● Exercise instructions: Leave out the images and repeat the listing below without a single change.

* * * * * * * * *

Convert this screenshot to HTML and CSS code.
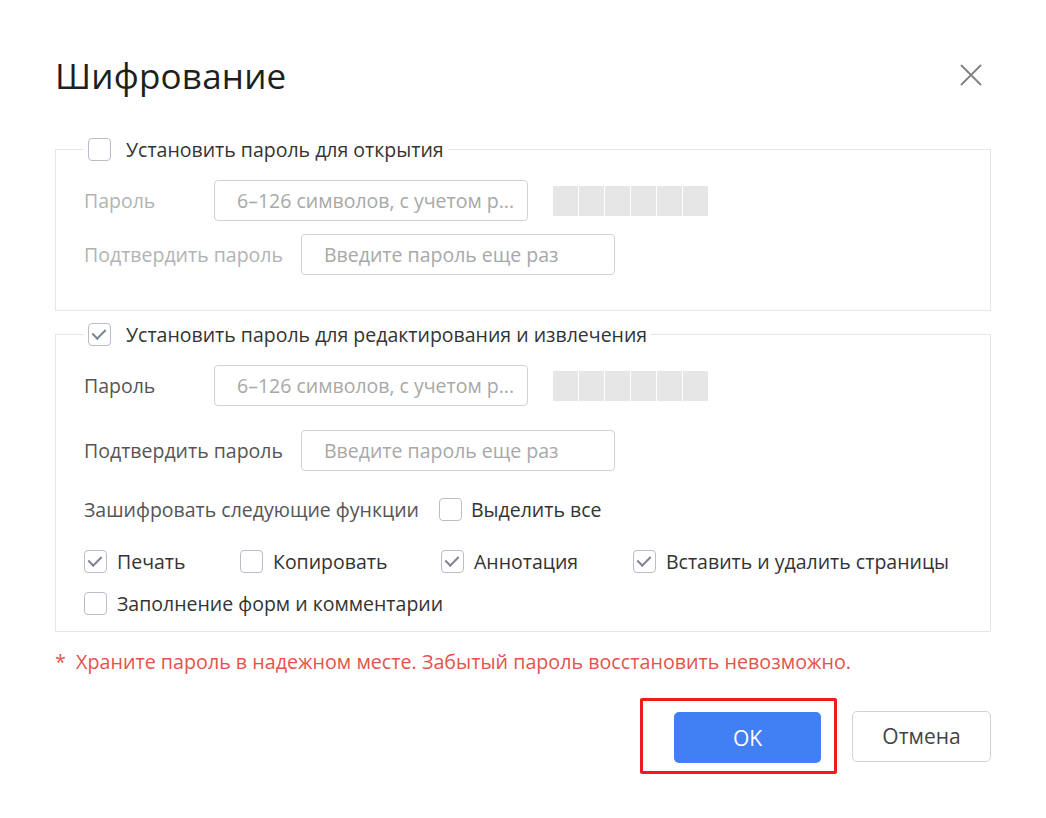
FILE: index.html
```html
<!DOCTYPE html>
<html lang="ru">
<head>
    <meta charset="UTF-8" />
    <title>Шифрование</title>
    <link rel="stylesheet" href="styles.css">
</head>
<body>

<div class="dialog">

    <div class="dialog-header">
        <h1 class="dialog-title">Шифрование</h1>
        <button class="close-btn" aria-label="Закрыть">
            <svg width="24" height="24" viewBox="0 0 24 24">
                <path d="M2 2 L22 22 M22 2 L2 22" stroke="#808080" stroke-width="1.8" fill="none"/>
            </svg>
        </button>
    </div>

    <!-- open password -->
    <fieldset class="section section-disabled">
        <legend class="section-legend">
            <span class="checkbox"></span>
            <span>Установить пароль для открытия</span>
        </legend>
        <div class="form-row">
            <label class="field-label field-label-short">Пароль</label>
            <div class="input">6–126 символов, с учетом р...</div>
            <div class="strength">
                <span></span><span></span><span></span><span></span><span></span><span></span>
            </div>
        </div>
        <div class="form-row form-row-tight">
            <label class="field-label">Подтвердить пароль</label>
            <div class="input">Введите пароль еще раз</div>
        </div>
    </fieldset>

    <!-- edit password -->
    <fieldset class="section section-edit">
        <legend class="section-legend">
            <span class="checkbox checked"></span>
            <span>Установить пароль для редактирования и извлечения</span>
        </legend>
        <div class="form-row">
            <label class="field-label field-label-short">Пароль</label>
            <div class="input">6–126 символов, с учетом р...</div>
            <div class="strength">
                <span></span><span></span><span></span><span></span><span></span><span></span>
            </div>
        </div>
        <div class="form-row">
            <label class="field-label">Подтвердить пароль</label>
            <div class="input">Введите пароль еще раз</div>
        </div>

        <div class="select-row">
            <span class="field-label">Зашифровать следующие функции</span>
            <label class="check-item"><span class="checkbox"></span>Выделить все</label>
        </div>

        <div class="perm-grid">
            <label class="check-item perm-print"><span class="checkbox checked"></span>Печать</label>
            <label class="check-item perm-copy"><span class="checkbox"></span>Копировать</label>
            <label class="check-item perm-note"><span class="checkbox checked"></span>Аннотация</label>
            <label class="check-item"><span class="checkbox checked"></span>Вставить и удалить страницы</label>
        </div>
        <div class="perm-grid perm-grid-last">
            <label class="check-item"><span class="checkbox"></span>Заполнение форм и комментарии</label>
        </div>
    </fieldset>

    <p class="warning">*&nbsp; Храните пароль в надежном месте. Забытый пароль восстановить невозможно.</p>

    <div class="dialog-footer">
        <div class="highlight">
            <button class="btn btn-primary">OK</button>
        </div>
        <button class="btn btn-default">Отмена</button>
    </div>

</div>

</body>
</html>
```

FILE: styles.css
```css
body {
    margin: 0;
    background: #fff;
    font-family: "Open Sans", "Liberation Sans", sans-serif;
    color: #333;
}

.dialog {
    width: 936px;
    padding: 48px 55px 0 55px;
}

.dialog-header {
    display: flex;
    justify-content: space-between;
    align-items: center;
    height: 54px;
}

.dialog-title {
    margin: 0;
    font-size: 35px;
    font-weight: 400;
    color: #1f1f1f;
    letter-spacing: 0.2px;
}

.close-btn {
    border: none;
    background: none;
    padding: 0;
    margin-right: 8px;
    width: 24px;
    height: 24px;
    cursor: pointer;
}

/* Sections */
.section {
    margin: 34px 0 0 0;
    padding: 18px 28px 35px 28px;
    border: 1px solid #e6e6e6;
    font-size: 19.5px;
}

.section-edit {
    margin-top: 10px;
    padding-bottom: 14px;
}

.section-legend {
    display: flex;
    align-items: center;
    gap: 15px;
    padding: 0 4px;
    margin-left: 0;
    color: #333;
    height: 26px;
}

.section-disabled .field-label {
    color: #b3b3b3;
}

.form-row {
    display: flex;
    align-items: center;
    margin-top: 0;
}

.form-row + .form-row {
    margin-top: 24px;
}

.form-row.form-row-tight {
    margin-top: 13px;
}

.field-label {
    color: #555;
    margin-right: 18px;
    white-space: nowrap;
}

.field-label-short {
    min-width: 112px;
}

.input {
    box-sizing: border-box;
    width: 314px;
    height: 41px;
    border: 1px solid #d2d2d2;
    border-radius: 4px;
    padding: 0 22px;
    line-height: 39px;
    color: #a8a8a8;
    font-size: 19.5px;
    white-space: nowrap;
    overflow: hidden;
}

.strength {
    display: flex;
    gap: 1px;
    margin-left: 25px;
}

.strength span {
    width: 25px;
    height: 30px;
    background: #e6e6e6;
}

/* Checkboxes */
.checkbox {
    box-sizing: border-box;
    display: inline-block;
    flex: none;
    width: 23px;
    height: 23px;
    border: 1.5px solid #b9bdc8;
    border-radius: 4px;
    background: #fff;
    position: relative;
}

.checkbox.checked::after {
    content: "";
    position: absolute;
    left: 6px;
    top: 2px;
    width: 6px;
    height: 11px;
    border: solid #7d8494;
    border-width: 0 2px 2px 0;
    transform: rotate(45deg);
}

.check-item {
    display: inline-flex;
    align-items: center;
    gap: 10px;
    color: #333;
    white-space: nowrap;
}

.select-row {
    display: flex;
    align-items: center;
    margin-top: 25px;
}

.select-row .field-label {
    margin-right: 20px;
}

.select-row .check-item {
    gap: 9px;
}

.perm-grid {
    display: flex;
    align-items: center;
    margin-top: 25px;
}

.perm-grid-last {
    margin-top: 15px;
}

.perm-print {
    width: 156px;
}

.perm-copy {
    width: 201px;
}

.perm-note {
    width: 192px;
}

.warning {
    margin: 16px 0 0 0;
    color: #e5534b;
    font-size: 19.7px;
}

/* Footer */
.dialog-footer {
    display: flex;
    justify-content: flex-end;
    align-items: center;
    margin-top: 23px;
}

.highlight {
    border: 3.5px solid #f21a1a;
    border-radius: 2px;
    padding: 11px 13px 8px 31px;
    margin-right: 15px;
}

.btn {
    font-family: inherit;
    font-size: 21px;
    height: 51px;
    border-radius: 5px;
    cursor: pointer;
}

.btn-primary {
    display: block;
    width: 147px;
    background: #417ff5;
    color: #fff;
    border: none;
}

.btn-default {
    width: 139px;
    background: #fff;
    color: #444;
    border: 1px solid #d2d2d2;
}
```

* * * * * * * * *

● Output for this exercise:
Convert this screenshot to HTML and CSS code.
FILE: index.html
```html
<!DOCTYPE html>
<html lang="ru">
<head>
    <meta charset="UTF-8" />
    <title>Шифрование</title>
    <link rel="stylesheet" href="styles.css">
</head>
<body>

<div class="dialog">

    <div class="dialog-header">
        <h1 class="dialog-title">Шифрование</h1>
        <button class="close-btn" aria-label="Закрыть">
            <svg width="24" height="24" viewBox="0 0 24 24">
                <path d="M2 2 L22 22 M22 2 L2 22" stroke="#808080" stroke-width="1.8" fill="none"/>
            </svg>
        </button>
    </div>

    <!-- open password -->
    <fieldset class="section section-disabled">
        <legend class="section-legend">
            <span class="checkbox"></span>
            <span>Установить пароль для открытия</span>
        </legend>
        <div class="form-row">
            <label class="field-label field-label-short">Пароль</label>
            <div class="input">6–126 символов, с учетом р...</div>
            <div class="strength">
                <span></span><span></span><span></span><span></span><span></span><span></span>
            </div>
        </div>
        <div class="form-row form-row-tight">
            <label class="field-label">Подтвердить пароль</label>
            <div class="input">Введите пароль еще раз</div>
        </div>
    </fieldset>

    <!-- edit password -->
    <fieldset class="section section-edit">
        <legend class="section-legend">
            <span class="checkbox checked"></span>
            <span>Установить пароль для редактирования и извлечения</span>
        </legend>
        <div class="form-row">
            <label class="field-label field-label-short">Пароль</label>
            <div class="input">6–126 символов, с учетом р...</div>
            <div class="strength">
                <span></span><span></span><span></span><span></span><span></span><span></span>
            </div>
        </div>
        <div class="form-row">
            <label class="field-label">Подтвердить пароль</label>
            <div class="input">Введите пароль еще раз</div>
        </div>

        <div class="select-row">
            <span class="field-label">Зашифровать следующие функции</span>
            <label class="check-item"><span class="checkbox"></span>Выделить все</label>
        </div>

        <div class="perm-grid">
            <label class="check-item perm-print"><span class="checkbox checked"></span>Печать</label>
            <label class="check-item perm-copy"><span class="checkbox"></span>Копировать</label>
            <label class="check-item perm-note"><span class="checkbox checked"></span>Аннотация</label>
            <label class="check-item"><span class="checkbox checked"></span>Вставить и удалить страницы</label>
        </div>
        <div class="perm-grid perm-grid-last">
            <label class="check-item"><span class="checkbox"></span>Заполнение форм и комментарии</label>
        </div>
    </fieldset>

    <p class="warning">*&nbsp; Храните пароль в надежном месте. Забытый пароль восстановить невозможно.</p>

    <div class="dialog-footer">
        <div class="highlight">
            <button class="btn btn-primary">OK</button>
        </div>
        <button class="btn btn-default">Отмена</button>
    </div>

</div>

</body>
</html>
```

FILE: styles.css
```css
body {
    margin: 0;
    background: #fff;
    font-family: "Open Sans", "Liberation Sans", sans-serif;
    color: #333;
}

.dialog {
    width: 936px;
    padding: 48px 55px 0 55px;
}

.dialog-header {
    display: flex;
    justify-content: space-between;
    align-items: center;
    height: 54px;
}

.dialog-title {
    margin: 0;
    font-size: 35px;
    font-weight: 400;
    color: #1f1f1f;
    letter-spacing: 0.2px;
}

.close-btn {
    border: none;
    background: none;
    padding: 0;
    margin-right: 8px;
    width: 24px;
    height: 24px;
    cursor: pointer;
}

/* Sections */
.section {
    margin: 34px 0 0 0;
    padding: 18px 28px 35px 28px;
    border: 1px solid #e6e6e6;
    font-size: 19.5px;
}

.section-edit {
    margin-top: 10px;
    padding-bottom: 14px;
}

.section-legend {
    display: flex;
    align-items: center;
    gap: 15px;
    padding: 0 4px;
    margin-left: 0;
    color: #333;
    height: 26px;
}

.section-disabled .field-label {
    color: #b3b3b3;
}

.form-row {
    display: flex;
    align-items: center;
    margin-top: 0;
}

.form-row + .form-row {
    margin-top: 24px;
}

.form-row.form-row-tight {
    margin-top: 13px;
}

.field-label {
    color: #555;
    margin-right: 18px;
    white-space: nowrap;
}

.field-label-short {
    min-width: 112px;
}

.input {
    box-sizing: border-box;
    width: 314px;
    height: 41px;
    border: 1px solid #d2d2d2;
    border-radius: 4px;
    padding: 0 22px;
    line-height: 39px;
    color: #a8a8a8;
    font-size: 19.5px;
    white-space: nowrap;
    overflow: hidden;
}

.strength {
    display: flex;
    gap: 1px;
    margin-left: 25px;
}

.strength span {
    width: 25px;
    height: 30px;
    background: #e6e6e6;
}

/* Checkboxes */
.checkbox {
    box-sizing: border-box;
    display: inline-block;
    flex: none;
    width: 23px;
    height: 23px;
    border: 1.5px solid #b9bdc8;
    border-radius: 4px;
    background: #fff;
    position: relative;
}

.checkbox.checked::after {
    content: "";
    position: absolute;
    left: 6px;
    top: 2px;
    width: 6px;
    height: 11px;
    border: solid #7d8494;
    border-width: 0 2px 2px 0;
    transform: rotate(45deg);
}

.check-item {
    display: inline-flex;
    align-items: center;
    gap: 10px;
    color: #333;
    white-space: nowrap;
}

.select-row {
    display: flex;
    align-items: center;
    margin-top: 25px;
}

.select-row .field-label {
    margin-right: 20px;
}

.select-row .check-item {
    gap: 9px;
}

.perm-grid {
    display: flex;
    align-items: center;
    margin-top: 25px;
}

.perm-grid-last {
    margin-top: 15px;
}

.perm-print {
    width: 156px;
}

.perm-copy {
    width: 201px;
}

.perm-note {
    width: 192px;
}

.warning {
    margin: 16px 0 0 0;
    color: #e5534b;
    font-size: 19.7px;
}

/* Footer */
.dialog-footer {
    display: flex;
    justify-content: flex-end;
    align-items: center;
    margin-top: 23px;
}

.highlight {
    border: 3.5px solid #f21a1a;
    border-radius: 2px;
    padding: 11px 13px 8px 31px;
    margin-right: 15px;
}

.btn {
    font-family: inherit;
    font-size: 21px;
    height: 51px;
    border-radius: 5px;
    cursor: pointer;
}

.btn-primary {
    display: block;
    width: 147px;
    background: #417ff5;
    color: #fff;
    border: none;
}

.btn-default {
    width: 139px;
    background: #fff;
    color: #444;
    border: 1px solid #d2d2d2;
}
```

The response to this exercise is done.